Written task>
Your task is to copy the listing exactly, with the pictures left out.

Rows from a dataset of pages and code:

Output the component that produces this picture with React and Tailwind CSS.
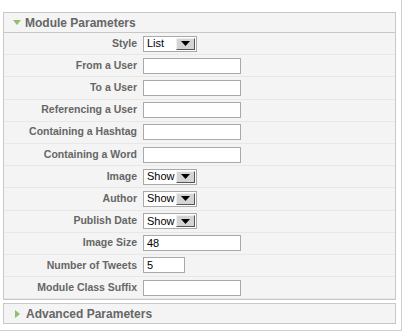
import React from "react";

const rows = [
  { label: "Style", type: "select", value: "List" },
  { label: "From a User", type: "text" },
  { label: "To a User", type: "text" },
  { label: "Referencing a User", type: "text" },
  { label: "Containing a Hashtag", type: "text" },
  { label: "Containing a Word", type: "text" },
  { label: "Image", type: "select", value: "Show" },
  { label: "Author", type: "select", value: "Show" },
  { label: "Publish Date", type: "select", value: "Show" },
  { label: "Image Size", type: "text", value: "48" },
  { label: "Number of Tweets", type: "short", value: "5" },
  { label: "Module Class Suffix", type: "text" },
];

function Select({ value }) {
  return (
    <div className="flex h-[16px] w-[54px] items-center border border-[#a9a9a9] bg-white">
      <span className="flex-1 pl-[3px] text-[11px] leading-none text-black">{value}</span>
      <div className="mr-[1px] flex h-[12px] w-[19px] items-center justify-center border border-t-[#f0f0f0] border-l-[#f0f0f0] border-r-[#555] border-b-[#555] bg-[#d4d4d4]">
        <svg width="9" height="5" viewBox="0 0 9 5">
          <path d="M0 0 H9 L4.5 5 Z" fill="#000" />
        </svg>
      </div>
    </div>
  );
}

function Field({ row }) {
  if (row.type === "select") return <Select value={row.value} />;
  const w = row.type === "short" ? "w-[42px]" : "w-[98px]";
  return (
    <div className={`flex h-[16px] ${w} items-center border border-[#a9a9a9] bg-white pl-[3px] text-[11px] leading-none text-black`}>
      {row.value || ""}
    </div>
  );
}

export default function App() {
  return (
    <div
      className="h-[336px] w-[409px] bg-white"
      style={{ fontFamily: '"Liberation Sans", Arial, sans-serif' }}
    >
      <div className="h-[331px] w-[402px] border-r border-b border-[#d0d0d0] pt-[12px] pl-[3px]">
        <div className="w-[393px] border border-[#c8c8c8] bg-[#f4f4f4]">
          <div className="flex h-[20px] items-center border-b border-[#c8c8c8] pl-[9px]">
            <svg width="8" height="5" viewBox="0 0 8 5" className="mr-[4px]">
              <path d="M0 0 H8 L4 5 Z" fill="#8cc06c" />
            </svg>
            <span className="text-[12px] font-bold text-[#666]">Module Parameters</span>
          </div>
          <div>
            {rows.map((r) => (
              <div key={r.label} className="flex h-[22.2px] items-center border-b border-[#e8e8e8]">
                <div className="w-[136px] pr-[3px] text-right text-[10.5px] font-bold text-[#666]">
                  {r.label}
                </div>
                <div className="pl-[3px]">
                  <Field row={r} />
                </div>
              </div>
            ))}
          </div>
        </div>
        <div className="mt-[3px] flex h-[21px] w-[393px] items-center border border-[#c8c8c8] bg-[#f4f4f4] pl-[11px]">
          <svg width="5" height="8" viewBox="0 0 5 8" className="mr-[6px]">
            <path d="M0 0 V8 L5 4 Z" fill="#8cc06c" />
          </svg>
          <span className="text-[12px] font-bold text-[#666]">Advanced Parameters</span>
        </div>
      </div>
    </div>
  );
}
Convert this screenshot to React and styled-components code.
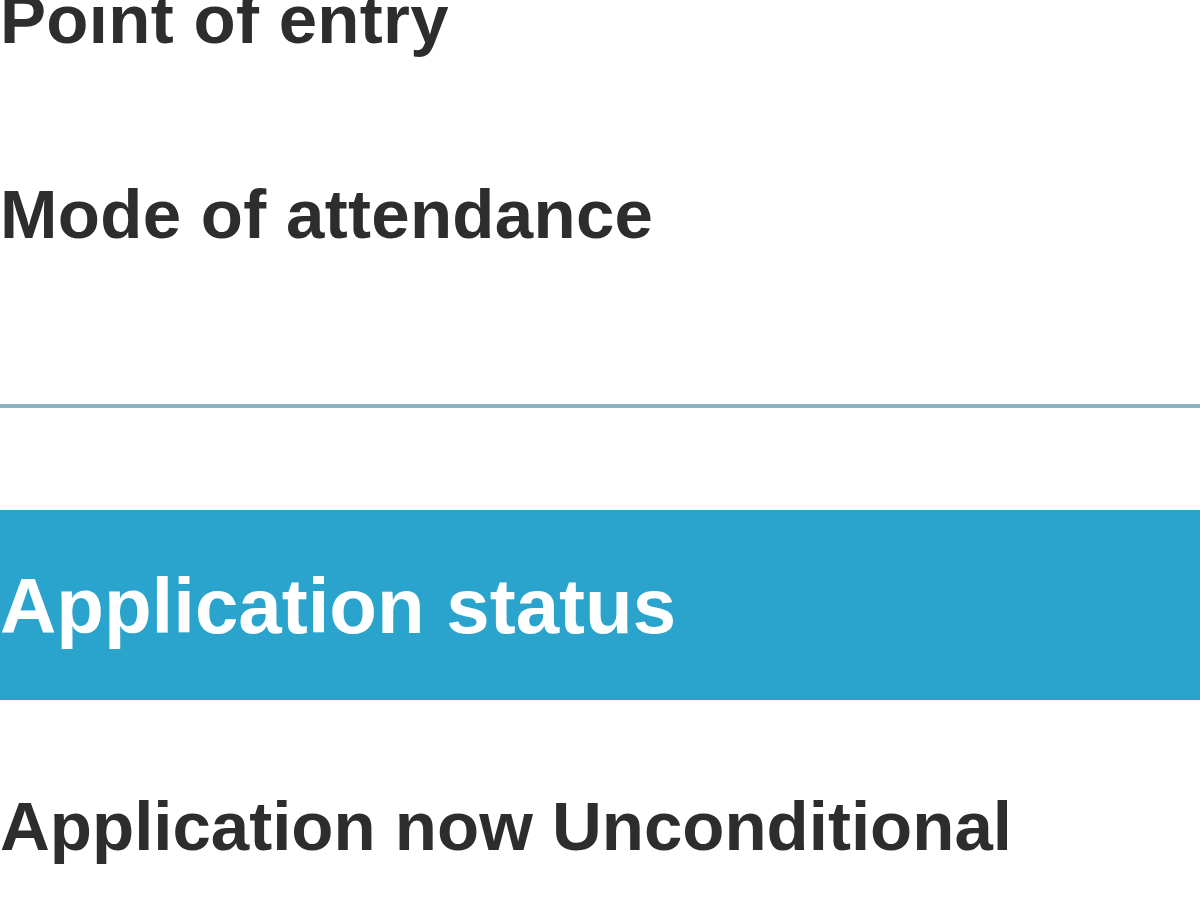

Written response>
Output the component that produces this picture with React and Tailwind CSS.
import React from "react";

const rows = [
  { label: "Style", type: "select", value: "List" },
  { label: "From a User", type: "text" },
  { label: "To a User", type: "text" },
  { label: "Referencing a User", type: "text" },
  { label: "Containing a Hashtag", type: "text" },
  { label: "Containing a Word", type: "text" },
  { label: "Image", type: "select", value: "Show" },
  { label: "Author", type: "select", value: "Show" },
  { label: "Publish Date", type: "select", value: "Show" },
  { label: "Image Size", type: "text", value: "48" },
  { label: "Number of Tweets", type: "short", value: "5" },
  { label: "Module Class Suffix", type: "text" },
];

function Select({ value }) {
  return (
    <div className="flex h-[16px] w-[54px] items-center border border-[#a9a9a9] bg-white">
      <span className="flex-1 pl-[3px] text-[11px] leading-none text-black">{value}</span>
      <div className="mr-[1px] flex h-[12px] w-[19px] items-center justify-center border border-t-[#f0f0f0] border-l-[#f0f0f0] border-r-[#555] border-b-[#555] bg-[#d4d4d4]">
        <svg width="9" height="5" viewBox="0 0 9 5">
          <path d="M0 0 H9 L4.5 5 Z" fill="#000" />
        </svg>
      </div>
    </div>
  );
}

function Field({ row }) {
  if (row.type === "select") return <Select value={row.value} />;
  const w = row.type === "short" ? "w-[42px]" : "w-[98px]";
  return (
    <div className={`flex h-[16px] ${w} items-center border border-[#a9a9a9] bg-white pl-[3px] text-[11px] leading-none text-black`}>
      {row.value || ""}
    </div>
  );
}

export default function App() {
  return (
    <div
      className="h-[336px] w-[409px] bg-white"
      style={{ fontFamily: '"Liberation Sans", Arial, sans-serif' }}
    >
      <div className="h-[331px] w-[402px] border-r border-b border-[#d0d0d0] pt-[12px] pl-[3px]">
        <div className="w-[393px] border border-[#c8c8c8] bg-[#f4f4f4]">
          <div className="flex h-[20px] items-center border-b border-[#c8c8c8] pl-[9px]">
            <svg width="8" height="5" viewBox="0 0 8 5" className="mr-[4px]">
              <path d="M0 0 H8 L4 5 Z" fill="#8cc06c" />
            </svg>
            <span className="text-[12px] font-bold text-[#666]">Module Parameters</span>
          </div>
          <div>
            {rows.map((r) => (
              <div key={r.label} className="flex h-[22.2px] items-center border-b border-[#e8e8e8]">
                <div className="w-[136px] pr-[3px] text-right text-[10.5px] font-bold text-[#666]">
                  {r.label}
                </div>
                <div className="pl-[3px]">
                  <Field row={r} />
                </div>
              </div>
            ))}
          </div>
        </div>
        <div className="mt-[3px] flex h-[21px] w-[393px] items-center border border-[#c8c8c8] bg-[#f4f4f4] pl-[11px]">
          <svg width="5" height="8" viewBox="0 0 5 8" className="mr-[6px]">
            <path d="M0 0 V8 L5 4 Z" fill="#8cc06c" />
          </svg>
          <span className="text-[12px] font-bold text-[#666]">Advanced Parameters</span>
        </div>
      </div>
    </div>
  );
}
Convert this screenshot to React and styled-components code.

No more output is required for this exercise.